- Directed by: Connor Storrie
- Written by: Connor Storrie
- Produced by: Connor Storrie
- Starring: Gabe Kessler; Bailey Tait;
- Running time: 90 minutes
- Country: United States
- Language: English

= Transaction Planet =

Transaction Planet is an upcoming micro-budget science fiction film written and directed by Connor Storrie, his feature directorial debut. The film was shot entirely with an iPhone camera.

== Premise ==
An alien spirit who incarnates a human body endures both the brutality of life and the beauty of human connection.

== Cast ==

- Gabe Kessler
- Bailey Tait

== Production ==
Storrie chose to pursue Transaction Planet after wrapping Heated Rivalry, and had conceived the story at least a year in advance.
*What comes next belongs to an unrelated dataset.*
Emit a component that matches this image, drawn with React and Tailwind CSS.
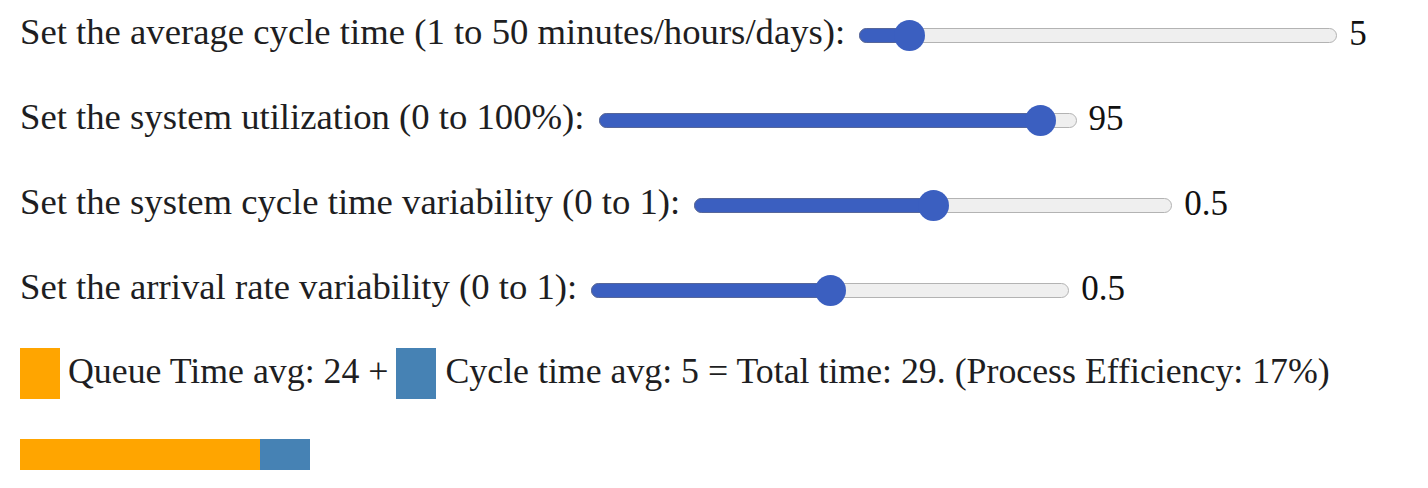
import React from "react";

const sliders = [
  { label: "Set the average cycle time (1 to 50 minutes/hours/days):", min: 1, max: 50, value: 5, shown: "5" },
  { label: "Set the system utilization (0 to 100%):", min: 0, max: 100, value: 95, shown: "95" },
  { label: "Set the system cycle time variability (0 to 1):", min: 0, max: 1, value: 0.5, shown: "0.5" },
  { label: "Set the arrival rate variability (0 to 1):", min: 0, max: 1, value: 0.5, shown: "0.5" },
];

const TRACK_W = 478;

const Slider = ({ min, max, value }) => {
  const f = (value - min) / (max - min);
  const center = 14 + f * (TRACK_W - 28);

  return (
    <div className="relative flex h-[31px] w-[478px] items-center">
      <div className="relative h-[15px] w-full rounded-full border border-[#b3b3b3] bg-[#efefef]">
        <div
          className="absolute -left-px -top-px -bottom-px rounded-full border border-[#56669a] bg-[#3b5fc0]"
          style={{ width: center + 1 }}
        />
      </div>
      <div
        className="absolute top-0 h-[31px] w-[31px] rounded-full bg-[#3b5fc0]"
        style={{ left: center - 15.5 }}
      />
    </div>
  );
};

export default function App() {
  const queue = 24;
  const cycle = 5;

  return (
    <div className="bg-white min-h-screen pl-5 pt-[10px] text-[#1e1e22] font-['Liberation_Serif',serif]">
      <div className="flex flex-col gap-[35px]">
        {sliders.map((s, i) => (
          <div key={i} className="flex h-[50px] items-center">
            <span className="mb-[6px] text-[36.7px] leading-none whitespace-nowrap">
              {s.label}
            </span>
            <div className="ml-[14px]">
              <Slider min={s.min} max={s.max} value={s.value} />
            </div>
            <span className="ml-[12px] mb-[4px] text-[35px] leading-none text-[#111]">
              {s.shown}
            </span>
          </div>
        ))}
      </div>

      {/* Legend */}
      <div className="mt-[33px] flex h-[51px] items-center text-[35.8px] leading-none whitespace-nowrap">
        <div className="h-[51px] w-[40px] bg-[#ffa500]" />
        <span className="ml-[8px] mb-[4px]">Queue Time avg: {queue} +</span>
        <div className="ml-[8px] h-[51px] w-[40px] bg-[#4682b4]" />
        <span className="ml-[9px] mb-[4px]">
          Cycle time avg: {cycle} = Total time: {queue + cycle}. (Process Efficiency: 17%)
        </span>
      </div>

      {/* Stacked bar */}
      <div className="mt-[40px] flex h-[31px]">
        <div className="h-full bg-[#ffa500]" style={{ width: queue * 10 }} />
        <div className="h-full bg-[#4682b4]" style={{ width: cycle * 10 }} />
      </div>
    </div>
  );
}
He credits the work of John Waters, Darren Aronofsky, and Sean Baker as key influences for the project. He approached the project aware that it would not be palatable for all audiences, stating that he would "rather swing big and miss the mark than try to please someone."

The film was made on a micro budget with a group of Storrie's "very close, inspiring artist friends". Storrie was heavily involved in all aspects of the production, being the director, writer, sole producer, and occasional makeup artist on the project. Filming began in October 2025 and wrapped in December 2025.